In 2012 NRO donated two sophisticated but unneeded space telescopes, reportedly built for FIA, to NASA for use in astronomy.

===IMINT radar===
The contract for the imaging radar satellite remained with Boeing. In September 2010 NRO director Bruce Carlson stated that while most NRO "programs are operating on schedule and on cost", one program was "700 percent over in schedule and 300 percent over in budget".

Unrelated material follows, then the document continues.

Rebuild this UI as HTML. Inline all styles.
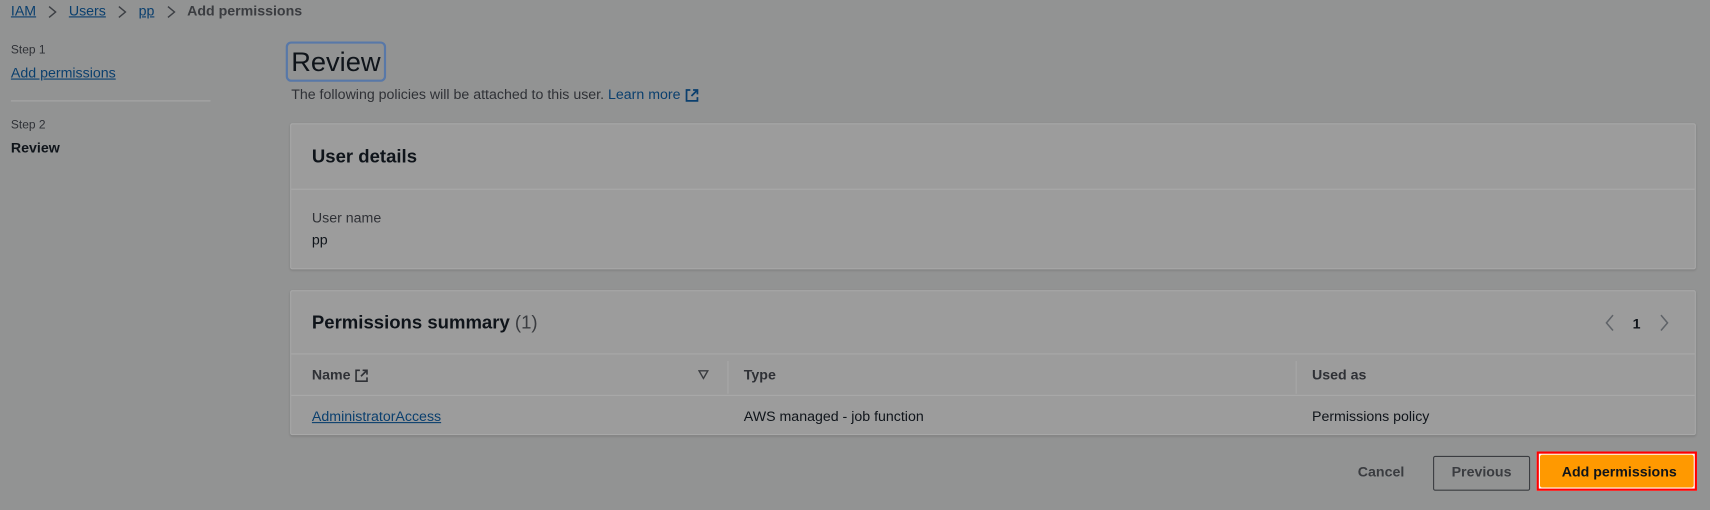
<!DOCTYPE html>
<html><head><style>
*{margin:0;padding:0;box-sizing:border-box}
html,body{width:1710px;height:510px;overflow:hidden;background:#929393}
#w{position:absolute;left:0;top:0;width:1568px;height:468px;transform:scale(1.0906);transform-origin:0 0;font-family:"Liberation Sans",sans-serif;color:#0f141a}
.a{position:absolute;white-space:nowrap}
.lk{color:#0a3f6e;text-decoration:underline}
.card{position:absolute;left:266px;width:1289px;background:#9c9c9c;border:1px solid #a8a8a8;border-radius:2px;box-shadow:0 1px 2px rgba(0,0,0,.15)}
.hl{position:absolute;left:0;right:0;height:1px;background:#a9a9a9}
.b{font-weight:bold}
svg{display:inline-block;vertical-align:middle}
</style></head><body><div id="w">
<div class="a" style="left:10px;top:2px;font-size:13px"><span class="lk">IAM</span><svg width="30" height="14" viewBox="0 0 30 14"><path d="M12 2l6 5-6 5" fill="none" stroke="#3c3f44" stroke-width="1.3"/></svg><span class="lk">Users</span><svg width="30" height="14" viewBox="0 0 30 14"><path d="M12 2l6 5-6 5" fill="none" stroke="#3c3f44" stroke-width="1.3"/></svg><span class="lk">pp</span><svg width="30" height="14" viewBox="0 0 30 14"><path d="M12 2l6 5-6 5" fill="none" stroke="#3c3f44" stroke-width="1.3"/></svg><span class="b" style="color:#3a3c40">Add permissions</span></div>
<div class="a" style="left:10px;top:40px;font-size:11px;color:#2f3136">Step 1</div>
<div class="a lk" style="left:10px;top:59px;font-size:13px">Add permissions</div>
<div class="a" style="left:10px;top:92px;width:183px;height:1px;background:#a8a8a8"></div>
<div class="a" style="left:10px;top:109px;font-size:11px;color:#2f3136">Step 2</div>
<div class="a b" style="left:10px;top:128px;font-size:13px">Review</div>
<div class="a" style="left:262px;top:38px;width:92px;height:37px;border:2px solid #5878a8;border-radius:5px"></div>
<div class="a" style="left:267px;top:43px;font-size:25px">Review</div>
<div class="a" style="left:267px;top:79px;font-size:13px;color:#2f3136">The following policies will be attached to this user. <span style="color:#0a3f6e">Learn more <svg width="13" height="13" viewBox="0 0 13 13"><path d="M5 1.5H1.5v10h10V8M7.5 1.5h4v4M11.5 1.5L6 7" fill="none" stroke="#0a3f6e" stroke-width="1.6"/></svg></span></div>
<div class="card" style="top:113px;height:134px">
<div class="a b" style="left:19px;top:20px;font-size:17px">User details</div>
<div class="hl" style="top:59px"></div>
<div class="a" style="left:19px;top:78px;font-size:13px;color:#2f3136">User name</div>
<div class="a" style="left:19px;top:98px;font-size:13px">pp</div>
</div>
<div class="card" style="top:266px;height:133px">
<div class="a b" style="left:19px;top:19px;font-size:17px">Permissions summary <span style="color:#3a3c40;font-weight:normal">(1)</span></div>
<svg class="a" style="left:1202px;top:20px" width="14" height="18" viewBox="0 0 14 18"><path d="M10 2L4 9l6 7" fill="none" stroke="#5f6368" stroke-width="1.4"/></svg>
<div class="a b" style="left:1230px;top:22px;font-size:13px">1</div>
<svg class="a" style="left:1252px;top:20px" width="14" height="18" viewBox="0 0 14 18"><path d="M4 2l6 7-6 7" fill="none" stroke="#5f6368" stroke-width="1.4"/></svg>
<div class="hl" style="top:57px"></div>
<div class="a b" style="left:19px;top:69px;font-size:13px;color:#2f3136">Name <svg width="13" height="13" viewBox="0 0 13 13"><path d="M5 1.5H1.5v10h10V8M7.5 1.5h4v4M11.5 1.5L6 7" fill="none" stroke="#2f3136" stroke-width="1.5"/></svg></div>
<svg class="a" style="left:373px;top:72px" width="10" height="9" viewBox="0 0 10 9"><path d="M1 1h8L5 8z" fill="none" stroke="#3a3c40" stroke-width="1.3"/></svg>
<div class="a" style="left:400px;top:64px;width:1px;height:30px;background:#a8a8a8"></div>
<div class="a b" style="left:415px;top:69px;font-size:13px;color:#2f3136">Type</div>
<div class="a" style="left:921px;top:64px;width:1px;height:30px;background:#a8a8a8"></div>
<div class="a b" style="left:936px;top:69px;font-size:13px;color:#2f3136">Used as</div>
<div class="hl" style="top:95px"></div>
<div class="a lk" style="left:19px;top:107px;font-size:13px">AdministratorAccess</div>
<div class="a" style="left:415px;top:107px;font-size:13px">AWS managed - job function</div>
<div class="a" style="left:936px;top:107px;font-size:13px">Permissions policy</div>
</div>
<div class="a b" style="left:1245px;top:425px;font-size:13px;color:#3a3c40">Cancel</div>
<div class="a" style="left:1314px;top:418px;width:89px;height:32px;border:1px solid #3a3c40;border-radius:2px"></div>
<div class="a b" style="left:1331px;top:425px;font-size:13px;color:#3a3c40">Previous</div>
<div class="a" style="left:1409px;top:414px;width:147px;height:36px;border:2px solid #ff0000;background:#fff;padding:1px"><div style="width:100%;height:100%;background:#ff9900;border-radius:2px"></div></div>
<div class="a b" style="left:1432px;top:425px;font-size:13px">Add permissions</div>
</div></body></html>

==Technological innovations==
===Electro optical imaging===
The optical system was specified to provide both high angular resolution via image stabilisation and wide angle (large field of view) capability. The optical telescope assets later transferred to NASA feature the following specifications and innovations:
- f/8 telescope with <20% obstructed aperture, 1.6 degree Cassegrain field of view
- 2.4m diameter f/1.2 lightweight ultra-low-expansion primary mirror with a surface quality better than 60 nm rms
- low coefficient of thermal expansion composite and invar structure
- combined mass of 1700 kg for the telescope and outer barrel

Another key component of FIA was to launch and orbit at least 10 satellites, which would provide a 2.5 times higher cadence of viewing opportunities than the previous EOI constellation.

===Radar imaging===
The radar imaging system was specified to provide better image quality than previous system by employing a very strong radar signal. Images by an amateur astronomer hint at an antenna diameter of roughly 12 m.

==Launches==
The first operational FIA Radar satellite, USA-215 or NROL-41, was launched on 21 September 2010. It is in a retrograde 1100 × 1105 km orbit inclined by 123 degrees, an orbital configuration indicating it is an SAR satellite. On 3 April 2012, a second satellite, USA-234 or NROL-25, was launched into a similar orbit.

The earlier USA-193 satellite, launched in 2006, is believed to have been a technology demonstration satellite intended to test and develop systems for the FIA radar programme. However, it failed immediately after launch, and was subsequently destroyed by a missile.

===Spacecraft===

| Name | COSPAR ID SATCAT No. | Launch date (UTC) | Launch vehicle | Launch site | Launch designation | Orbit | Decay date | Remarks |
|---|---|---|---|---|---|---|---|---|
| USA-215 | 2010-046A 37162 | 21 September 2010 04:03:30 | Atlas V 501 | VAFB SLC-3E | NROL-41 | 1,102 km × 1,105 km (685 mi × 687 mi) x 123° | in orbit |  |
| USA-234 | 2012-014A 38109 | 3 April 2012 23:12:57 | Delta IV M+(5,2) | VAFB SLC-6 | NROL-25 | Apx 1,100 km × 1,100 km (680 mi × 680 mi) x 123° | in orbit |  |
| USA-247 | 2013-072A 39462 | 6 December 2013 07:14:30 | Atlas V 501 | VAFB SLC-3E | NROL-39 | 1,108 km × 1,113 km (688 mi × 692 mi) x 123° | in orbit |  |
| USA-267 | 2016-010A 41334 | 10 February 2016 11:40:32 | Delta IV M+(5,2) | VAFB SLC-6 | NROL-45 | 1,077 km × 1,086 km (669 mi × 675 mi) x 123.0° | in orbit |  |
| USA-281 | 2018-005A 43145 | 12 January 2018 22:10 | Delta IV M+(5,2) | VAFB SLC-6 | NROL-47 | 1,048 km × 1,057 km (651 mi × 657 mi) x 106° | in orbit |  |

==Successor program==
USA-224, launched on 20 January 2011, is believed to be the first of the large post-FIA optical reconnaissance satellites built by Lockheed.

The failed FIA program is to be succeeded by the Next Generation Electro-Optical (NGEO) program. NGEO is intended as a lower-risk modular system, which is capable of being modified incrementally over its lifetime.